これから人生100年時代と言われ、高齢者が互いに助け合っていかなければならない時代、人間は孤独でいることが一日に15本ものたばこを喫うのと同じくらい身体に悪いと言われている。地域の中で仲間を作り、お互いを支え合いながらいつまでも元気に過ごしていきたい。
〇パネルディスカッション
コーディネーター:嵯峨さん
パネラー:市川さん・林さん・プラッツ 吉田館長
□(嵯峨さん)市川さんに:メンバーはどんな方々なのか?
★(市川さん)音楽が好きでほかのなにごとにも縛られない。
□(嵯峨さん)市川さんに:出演するのに審査をするんですね?
★(市川さん)独自の基準を設けて実行委員メンバーで審査をすることもボランティアの一つ。
□(嵯峨さん)それぞれの活動の魅力は?
★(市川さん)実行委員の中にはミュージシャンもいて、店などでミーティングをしながら、お酒を飲みながら、演奏を楽しんだりもする、という楽しみもある。
★(林さん)困っている方だけでなく、ほとんどは普通の親子さんや一人暮らしの高齢者。今は核家族が多いので、大勢で食事をすることを楽しんでくれていることがうれしい。スタッフもやりがいがあり、ミーティングで改善点などを話し合ったりやりがいが持てることがうれしい。
□(嵯峨さん)市川さんご自身はどんなお仕事だったか?お仕事の経験が生かされていたりするのか?
★(市川さん)かつて会社員時代は営業の仕事をしていて、対外関係の交渉事など、経験も生きている。
□(嵯峨さん)林さんは地域でいろんなことをやってこられて、それがこども食堂につながっているんですね?
★(林さん)長く民生委員・児童委員をやってきて青少年対策地区委員会にも入って活動してきた。社会福祉協議会にも関わっている。その活動の一環の「わがまち支え合い協議会」でこういうことをやりましょう、と提案したところがきっかけになっている。困難を抱えているお子さんがいると知ったときに、放っておくことはできなくて、地域のつながりで何かできる事をしたいと思った。

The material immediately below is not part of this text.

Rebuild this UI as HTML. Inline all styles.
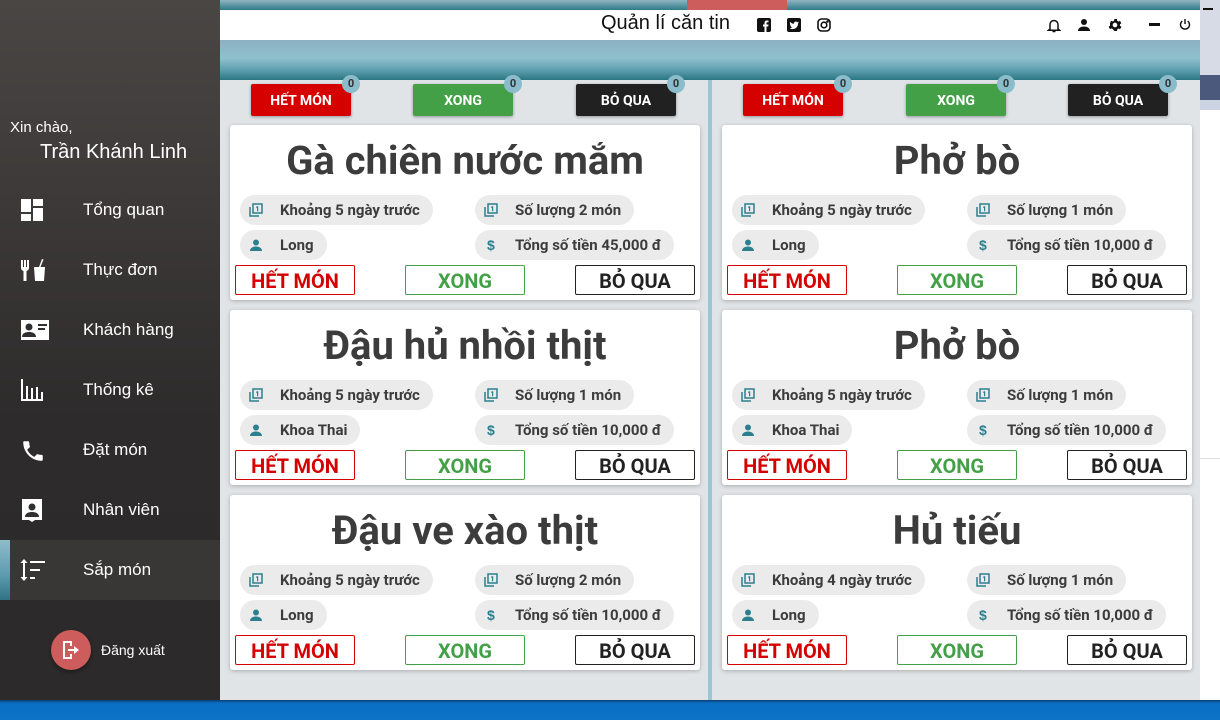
<!DOCTYPE html>
<html><head><meta charset="utf-8">
<style>
*{margin:0;padding:0;box-sizing:border-box}
body{width:1220px;height:720px;overflow:hidden;position:relative;background:#fff;font-family:"Roboto","Liberation Sans","DejaVu Sans",sans-serif}
.abs{position:absolute}
#side{left:0;top:0;width:220px;height:700px;background:linear-gradient(#4a4644,#2d2b2b 60%,#2c2a2a)}
.nav{position:absolute;left:0;width:220px;height:60px;color:#fff;font-size:17px;font-family:"Liberation Sans",sans-serif}
.nav span{position:absolute;left:83px;top:20px}
.nav svg{position:absolute;left:20px;top:18px}
#main{left:220px;top:0;width:980px;height:700px;background:#e1e4e7}
.card{position:absolute;width:470px;height:175px;background:#fff;border-radius:3px;box-shadow:0 1px 4px rgba(0,0,0,.25)}
.t{position:absolute;left:0;right:0;top:12px;text-align:center;font-size:40px;font-weight:bold;color:#3c3c3c;line-height:48px}
.chip{position:absolute;height:30px;border-radius:15px;background:#ebebeb;font-size:15px;font-weight:bold;color:#3c3c3c;line-height:30px;padding:0 13px 0 40px;white-space:nowrap}
.chip svg{position:absolute;left:9px;top:8px}
.ob{position:absolute;top:140px;width:120px;height:30px;border:1.5px solid;border-radius:2px;text-align:center;font-size:20px;font-weight:bold;line-height:31px;background:#fff}
.r{color:#d50000;border-color:#d50000}.g{color:#43a047;border-color:#43a047}.k{color:#222;border-color:#222}
.tb{position:absolute;top:84px;width:100px;height:32px;color:#fff;font-size:14px;font-weight:bold;text-align:center;line-height:34px;border-radius:2px;box-shadow:0 1px 3px rgba(0,0,0,.35)}
.badge{position:absolute;right:-9px;top:-9px;width:18px;height:18px;border-radius:50%;background:#8bbccb;color:#333;font-size:11px;line-height:18px;text-align:center}
</style></head><body>
<div class="abs" style="left:1200px;top:0;width:20px;height:75px;background:#d6dbe6"></div>
<div class="abs" style="left:1200px;top:75px;width:20px;height:25px;background:#4b5a7c"></div>
<div class="abs" style="left:1200px;top:100px;width:20px;height:10px;background:#ccd4e4"></div>
<div class="abs" style="left:1203px;top:8px;width:10px;height:2px;background:#111"></div>
<div class="abs" style="left:1200px;top:458px;width:20px;height:1px;background:#ddd"></div>
<div class="abs" style="left:0;top:700px;width:1220px;height:20px;background:linear-gradient(#0b3a6a,#0a6fc4 3px,#0b72c6)"></div>

<div id="side" class="abs">
  <div class="abs" style="left:10px;top:119px;color:#fff;font-size:15px;font-family:'Liberation Sans',sans-serif">Xin chào,</div>
  <div class="abs" style="left:40px;top:141px;color:#fff;font-size:20px;font-family:'Liberation Sans',sans-serif">Trần Khánh Linh</div>

  <div class="nav" style="top:180px"><svg width="24" height="24" viewBox="0 0 24 24" fill="#fff"><path d="M1 1h10v13H1zM13 1h10v7H13zM13 10h10v13H13zM1 16h10v7H1z"/></svg><span>Tổng quan</span></div>
  <div class="nav" style="top:240px"><svg width="26" height="24" viewBox="0 0 26 24" fill="#fff"><path d="M1 2h2v7h1V2h2v7h1V2h2v8c0 1.5-1 2.5-2.5 3V23h-3V13C2 12.5 1 11.5 1 10z"/><path d="M14 9h11l-1 14h-9z"/><path d="M19 9l3-8 1.5.5-3 7.5z"/></svg><span>Thực đơn</span></div>
  <div class="nav" style="top:300px"><svg width="30" height="24" viewBox="0 0 30 24" fill="#fff"><path d="M1 2h28v20H1z"/><circle cx="9" cy="9" r="3.5" fill="#302e2e"/><path d="M2 19c0-4 4-5 7-5s7 1 7 5z" fill="#302e2e"/><path d="M18 6h9v2h-9zM18 10h7v2h-7z" fill="#302e2e"/></svg><span>Khách hàng</span></div>
  <div class="nav" style="top:360px"><svg width="26" height="24" viewBox="0 0 26 24" fill="#fff"><path d="M1 1h2v20h3V8h2v13h3V10h2v11h3V9h2v12h3v-7h2v9H1z"/></svg><span>Thống kê</span></div>
  <div class="nav" style="top:420px"><svg width="26" height="26" viewBox="0 0 24 24" fill="#fff"><path d="M6.6 10.8c1.4 2.8 3.8 5.1 6.6 6.6l2.2-2.2c.3-.3.7-.4 1-.2 1.1.4 2.3.6 3.6.6.6 0 1 .4 1 1V20c0 .6-.4 1-1 1C10.6 21 3 13.4 3 4c0-.6.4-1 1-1h3.5c.6 0 1 .4 1 1 0 1.3.2 2.5.6 3.6.1.3 0 .7-.2 1z"/></svg><span>Đặt món</span></div>
  <div class="nav" style="top:480px"><svg width="24" height="26" viewBox="0 0 24 26" fill="#fff"><path d="M2 1h20v21h-7l-3 2-3-2H2z"/><circle cx="12" cy="9" r="3.5" fill="#302e2e"/><path d="M5 19c0-4 4-5 7-5s7 1 7 5z" fill="#302e2e"/></svg><span>Nhân viên</span></div>
  <div class="nav" style="top:540px;background:#393636"><div class="abs" style="left:0;top:0;width:10px;height:60px;background:linear-gradient(#8fbccb,#5c9aae 60%,#2d7383)"></div><svg width="26" height="24" viewBox="0 0 26 24" fill="#fff"><path d="M4 1l-3.5 4h2.5v14H.5L4 23l3.5-4H5V5h2.5z"/><path d="M10 3h15v2H10zM10 11h10v2H10zM10 19h5v2h-5z"/></svg><span>Sắp món</span></div>

  <div class="abs" style="left:51px;top:630px;width:40px;height:40px;border-radius:50%;background:#cd5c5c;box-shadow:0 2px 4px rgba(0,0,0,.4)"><svg class="abs" style="left:10px;top:10px" width="20" height="20" viewBox="0 0 20 20" fill="#fff"><path d="M2 1h9v5H9V3H4v14h5v-3h2v5H2z"/><path d="M7 9h6V6l5 4-5 4v-3H7z"/></svg></div>
  <div class="abs" style="left:101px;top:642px;color:#fff;font-size:14px;font-family:'Liberation Sans',sans-serif">Đăng xuất</div>
</div>

<div id="main" class="abs">
  <div class="abs" style="left:0;top:0;width:980px;height:10px;background:linear-gradient(#8fb5c4,#2f7a87)"></div>
  <div class="abs" style="left:467px;top:0;width:100px;height:10px;background:#cd5c5c"></div>
  <div class="abs" style="left:0;top:10px;width:980px;height:30px;background:#fff"></div>
  <div class="abs" style="left:381px;top:12px;font-size:20px;color:#111;font-family:'Liberation Sans',sans-serif">Quản lí căn tin</div>
  <svg class="abs" style="left:537px;top:18px" width="14" height="14" viewBox="0 0 14 14"><rect width="14" height="14" rx="2" fill="#111"/><path d="M9.5 14V8.5h1.7l.3-2H9.5V5.3c0-.6.2-1 1-1h1V2.6c-.3 0-.9-.1-1.6-.1-1.5 0-2.4.9-2.4 2.5v1.5H6v2h1.5V14z" fill="#fff"/></svg>
  <svg class="abs" style="left:567px;top:18px" width="14" height="14" viewBox="0 0 14 14"><rect width="14" height="14" rx="2" fill="#111"/><path d="M11.5 4.3c-.3.2-.7.3-1 .3.4-.2.6-.6.8-1-.4.2-.8.4-1.2.5a1.9 1.9 0 0 0-3.2 1.7C5.4 5.7 4 5 3.1 3.9c-.5.9-.2 2 .6 2.5-.3 0-.6-.1-.8-.2 0 .9.6 1.700 1.5 1.9-.3.1-.6.1-.9 0 .3.8 1 1.3 1.8 1.3-.8.6-1.8.9-2.8.8.9.6 1.9.9 3 .9 3.600 0 5.7-3.1 5.6-5.9.4-.3.7-.6.9-1z" fill="#fff"/></svg>
  <svg class="abs" style="left:597px;top:18px" width="14" height="14" viewBox="0 0 14 14" fill="none" stroke="#111" stroke-width="1.6"><rect x="1" y="1" width="12" height="12" rx="3.5"/><circle cx="7" cy="7" r="2.8"/><circle cx="10.5" cy="3.5" r=".5" fill="#111"/></svg>
  <svg class="abs" style="left:827px;top:18px" width="14" height="15" viewBox="0 0 14 15" fill="none" stroke="#111" stroke-width="1.5"><path d="M3 11V6.5a4 4 0 0 1 8 0V11l1.5 1.2h-11z"/><path d="M5.5 13.5h3" /></svg>
  <svg class="abs" style="left:857px;top:18px" width="14" height="14" viewBox="0 0 14 14" fill="#111"><circle cx="7" cy="4" r="3"/><path d="M1 13c0-3 3-4.5 6-4.5s6 1.5 6 4.5z"/></svg>
  <svg class="abs" style="left:887px;top:17px" width="16" height="16" viewBox="0 0 24 24" fill="#111"><path d="M19.4 13a7.5 7.5 0 0 0 0-2l2.1-1.6-2-3.5-2.5 1a7 7 0 0 0-1.7-1L15 3h-4l-.4 2.7a7 7 0 0 0-1.700 1l-2.5-1-2 3.5L4.6 11a7.5 7.5 0 0 0 0 2l-2.1 1.6 2 3.5 2.5-1a7 7 0 0 0 1.7 1L11 21h4l.4-2.7a7 7 0 0 0 1.7-1l2.5 1 2-3.5zM12 15.5a3.5 3.5 0 1 1 0-7 3.5 3.5 0 0 1 0 7z"/></svg>
  <div class="abs" style="left:929px;top:23px;width:11px;height:3px;background:#111"></div>
  <svg class="abs" style="left:959px;top:18px" width="12" height="13" viewBox="0 0 12 13" fill="none" stroke="#111" stroke-width="1.4"><path d="M6 1v5"/><path d="M3.3 3a4.5 4.5 0 1 0 5.4 0"/></svg>

  <div class="abs" style="left:0;top:40px;width:980px;height:40px;background:linear-gradient(#8cb0c2,#8fc0cd 45%,#5f9fae 75%,#2b7684)"></div>
  <div class="abs" style="left:488px;top:80px;width:4px;height:620px;background:#9cc6d6"></div>

  <div class="tb" style="left:31px;background:#d50000">HẾT MÓN<div class="badge">0</div></div>
  <div class="tb" style="left:193px;background:#43a047">XONG<div class="badge">0</div></div>
  <div class="tb" style="left:356px;background:#212121">BỎ QUA<div class="badge">0</div></div>
  <div class="tb" style="left:523px;background:#d50000">HẾT MÓN<div class="badge">0</div></div>
  <div class="tb" style="left:686px;background:#43a047">XONG<div class="badge">0</div></div>
  <div class="tb" style="left:848px;background:#212121">BỎ QUA<div class="badge">0</div></div>
</div>

<svg width="0" height="0" style="position:absolute"><defs>
<symbol id="ic1" viewBox="0 0 14 14"><path d="M1 4v9h9" fill="none" stroke="#2c7f8f" stroke-width="1.5"/><rect x="4" y="1" width="9" height="9" fill="none" stroke="#2c7f8f" stroke-width="1.5"/><path d="M8 3.3h1.2v5H8V4.6l-.9.3v-1z" fill="#2c7f8f"/></symbol>
<symbol id="ic2" viewBox="0 0 14 14"><circle cx="7" cy="4.5" r="3" fill="#2c7f8f"/><path d="M1 13c0-3 3-4.5 6-4.5s6 1.5 6 4.5z" fill="#2c7f8f"/></symbol>
</defs></svg>

<div id="cards"></div>
<script>
var data=[
[230,125,"Gà chiên nước mắm","Khoảng 5 ngày trước","Số lượng 2 món","Long","Tổng số tiền 45,000 đ"],
[230,310,"Đậu hủ nhồi thịt","Khoảng 5 ngày trước","Số lượng 1 món","Khoa Thai","Tổng số tiền 10,000 đ"],
[230,495,"Đậu ve xào thịt","Khoảng 5 ngày trước","Số lượng 2 món","Long","Tổng số tiền 10,000 đ"],
[722,125,"Phở bò","Khoảng 5 ngày trước","Số lượng 1 món","Long","Tổng số tiền 10,000 đ"],
[722,310,"Phở bò","Khoảng 5 ngày trước","Số lượng 1 món","Khoa Thai","Tổng số tiền 10,000 đ"],
[722,495,"Hủ tiếu","Khoảng 4 ngày trước","Số lượng 1 món","Long","Tổng số tiền 10,000 đ"]];
var h="";
var i1='<svg width="14" height="14"><use href="#ic1"/></svg>';
var i2='<svg width="14" height="14"><use href="#ic2"/></svg>';
var i3='<svg width="14" height="14" viewBox="0 0 14 14"><text x="3" y="12" font-size="14" font-weight="bold" fill="#2c7f8f" font-family="Liberation Sans">$</text></svg>';
data.forEach(function(d){
h+='<div class="card" style="left:'+d[0]+'px;top:'+d[1]+'px"><div class="t">'+d[2]+'</div>'+
'<div class="chip" style="left:10px;top:70px">'+i1+d[3]+'</div>'+
'<div class="chip" style="left:245px;top:70px">'+i1+d[4]+'</div>'+
'<div class="chip" style="left:10px;top:105px">'+i2+d[5]+'</div>'+
'<div class="chip" style="left:245px;top:105px">'+i3+d[6]+'</div>'+
'<div class="ob r" style="left:5px">HẾT MÓN</div><div class="ob g" style="left:175px">XONG</div><div class="ob k" style="left:345px">BỎ QUA</div></div>';
});
document.getElementById("cards").innerHTML=h;
</script>
</body></html>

□(嵯峨さん)吉田館長に。プラッツの紹介をお願いしたい。
★(吉田)府中市令和元年度の世論調査で、市民活動に関する項目の結果の一部を紹介する。市民活動は重要だという方が80%を超えているが、取り組んだことがない方が78%。取組んでいない理由は「時間がないから」という答えが一番多い。それは少し言い訳のようでもあり、自分事として捉えていないのかな、と思う。定年退職後の大切なことは3つあると言われている、「経済」「健康」「生きがい」。趣味や楽しみだけでなく、達成感や人の役に立つことが「生きがい」につながる。
時間がない、のほかに「きっかけがない」という理由もある。そのために府中にはプラッツがある。なにかしらお役に立つ情報やきっかけが見つかるので、ぜひ来ていただきたい。
「皆様の決意シート」を協働まつりで貼らせていただくので、ぜひなにか一歩の決意をお書きください。
□(嵯峨さん)フロアから嵯峨さんへの質問シートを見ながら・・・
・「プロボノについて初めて知りました」、というコメントをいただいたが、まだまだ日本では10%くらいしかこの言葉を知らないので、これからだと思う。
・「定年後の男性の参加を広がるために工夫していることはあるか」、プロボノを体験してみよう、とかプロボノで地域団体を応援しようというプログラムを作ったりしている。
・「なんらかのボランティアに参加したい気持ちはあるがスキルや経験がないのでどうしたらいいか」、まずは参加者になってみて、団体のこのあたりだったらできそうかな、ということを探ってみるのがよいと思う。
□(嵯峨さん)お二人から参加者の皆さんへのメッセージを。
★(市川さん)どなたでも結構ですから一緒に楽しみましょう。
★(林さん)プラッツや社会福祉協議会のわがまち支え合い協議会の会合などにぜひお越しいただきたい。こども食堂でもボランティアさんはいつでも大歓迎。
□(嵯峨さん)ぜひ皆さん、新しい一歩を皆さん踏み出していただきたい。